Depois de um Inverno prolongado e de uma Primavera tardia, o sol, preguiçoso, despertou por fim do seu leito de nuvens e deu um ar da sua graça. E foi lindo de se ver: de novo as ruas cheias de gente, as crianças nos jardins e até famílias aproveitando o bom tempo à beira-mar. Afoitos banhistas houve que arriscaram um audaz mergulho, em jeito de sacrificado intróito da tão esperada liturgia estival.

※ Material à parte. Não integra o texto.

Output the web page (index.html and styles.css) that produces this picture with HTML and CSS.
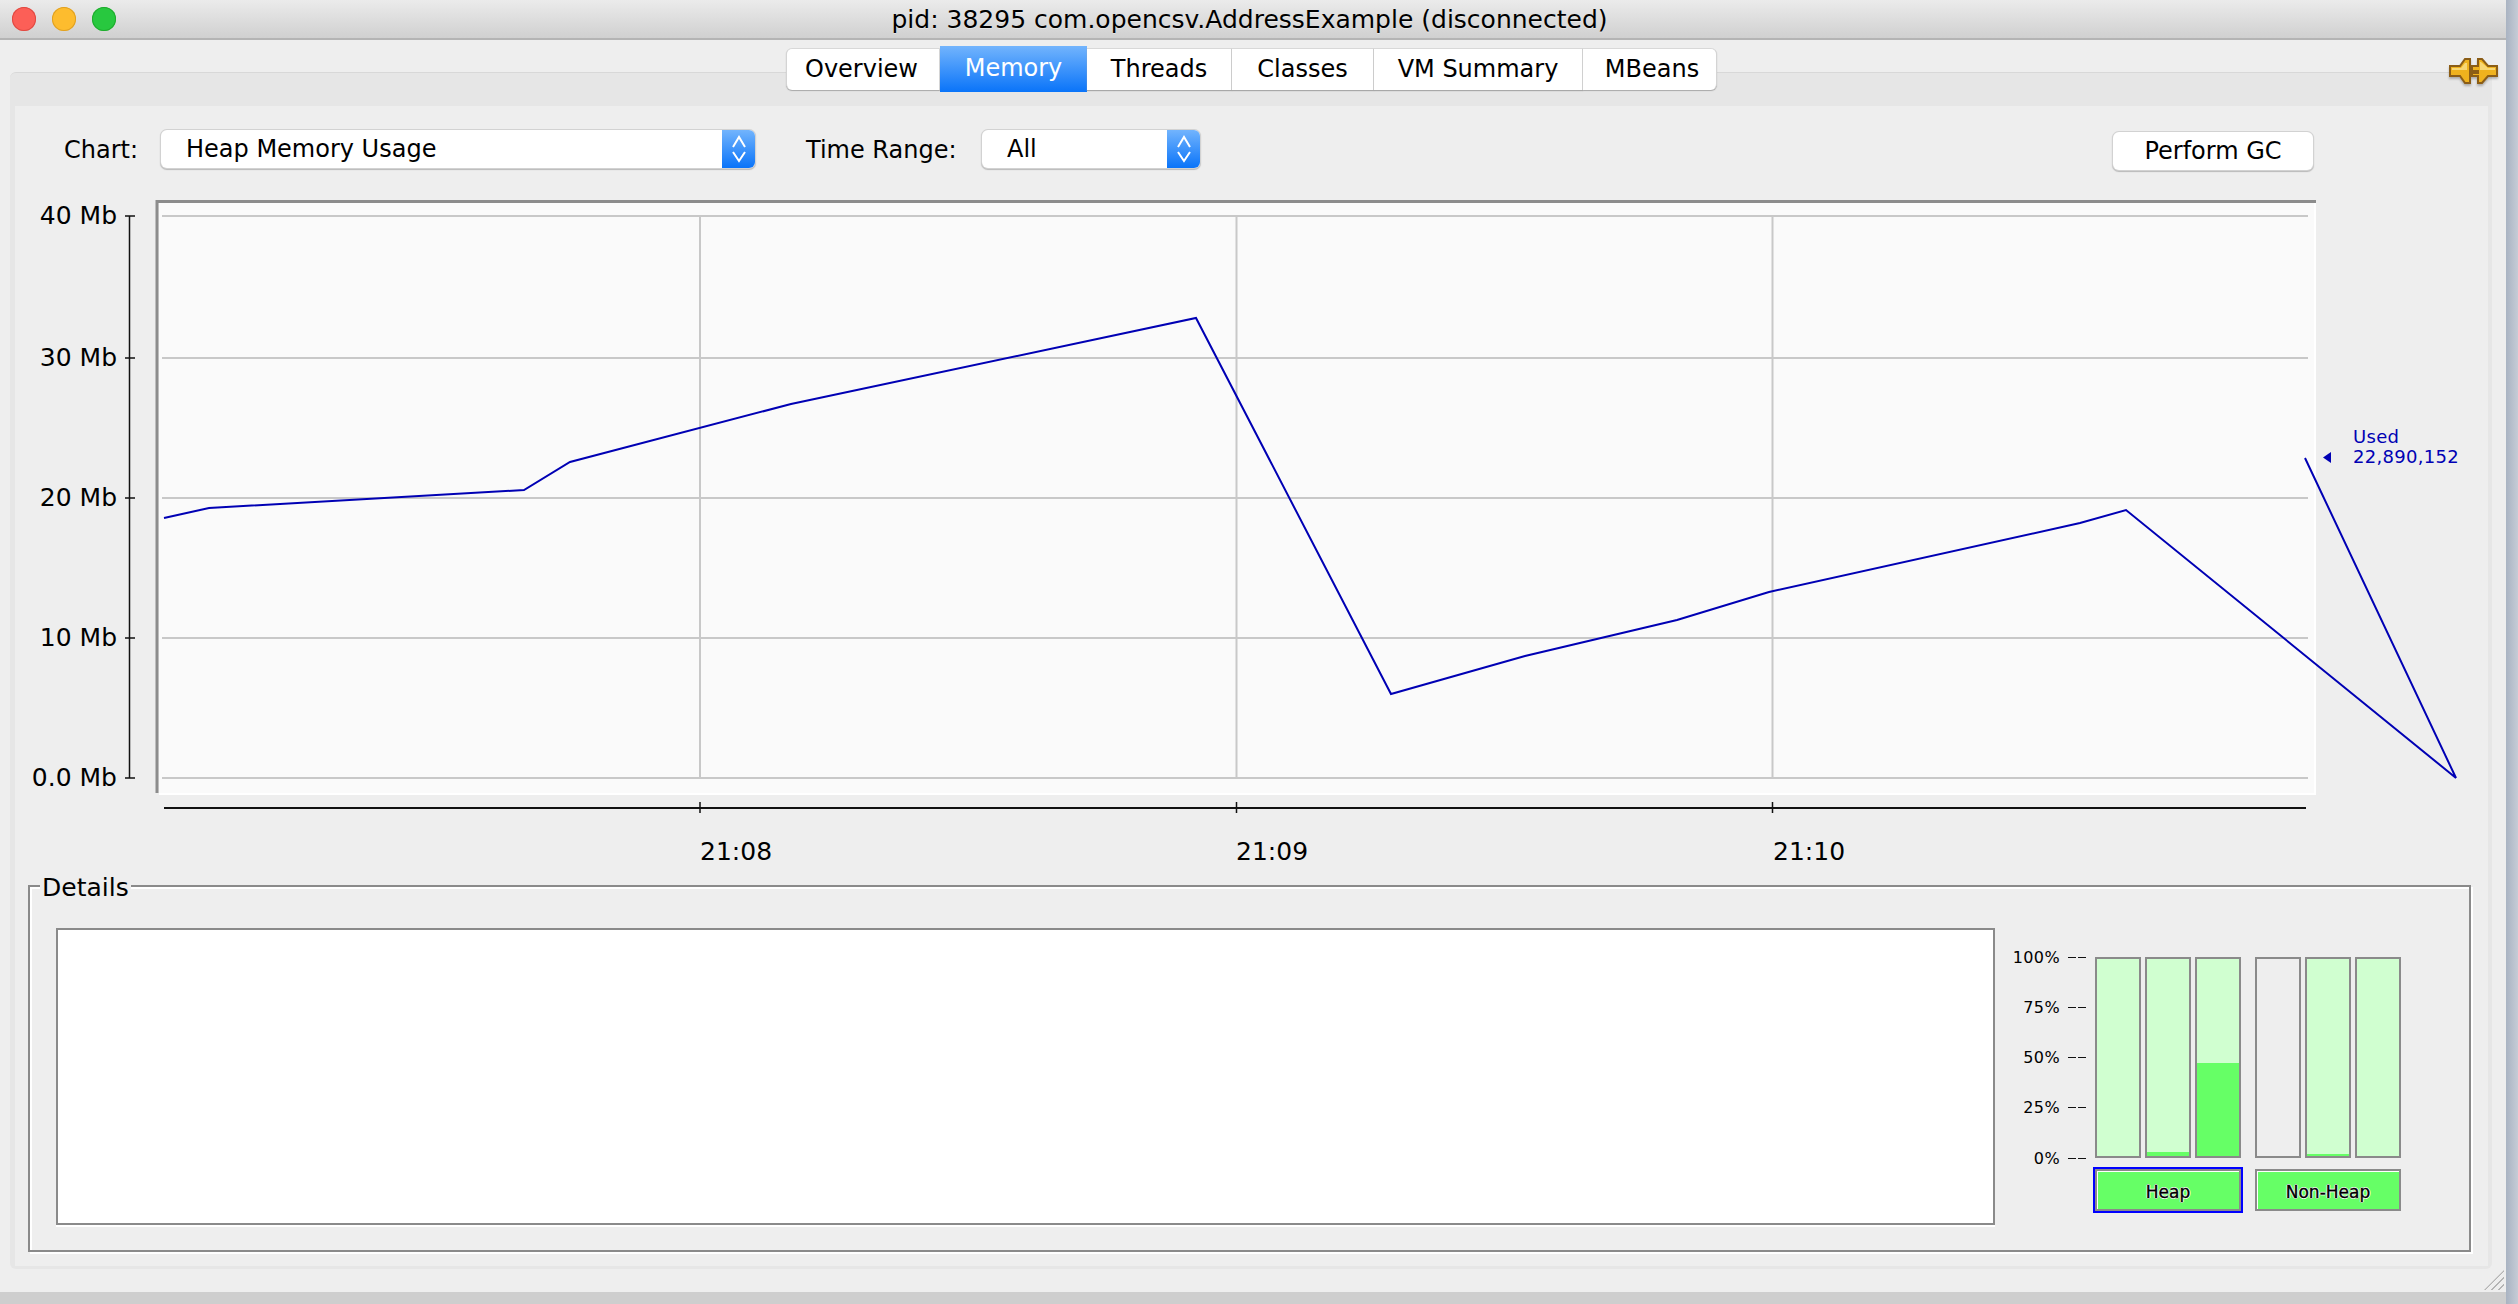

Assim faz Deus nas almas: quando os raios da sua graça alcançam o coração humano, como quando a luz do Sol beija uma flor, desabrocham afectos e nascem amores. Coração que não ame é víscera mirrada, sombra de vida, gélida escuridão no Inverno do seu próprio descontentamento. O toque da graça dilata o coração e o abrasa, para que arda, se expanda e se dê: a caridade mais não é que o reflexo do amor divino no espelho de uma alma cristalina.
O êxtase, estádio supremo da ascese, é também etimologicamente saída de si. A expressão mística não é, portanto, sinónimo de narcísico ensimesmamento, mas de plenitude de caridade. Porque só quem sai de si mesmo é feliz e, nos outros, encontra Deus.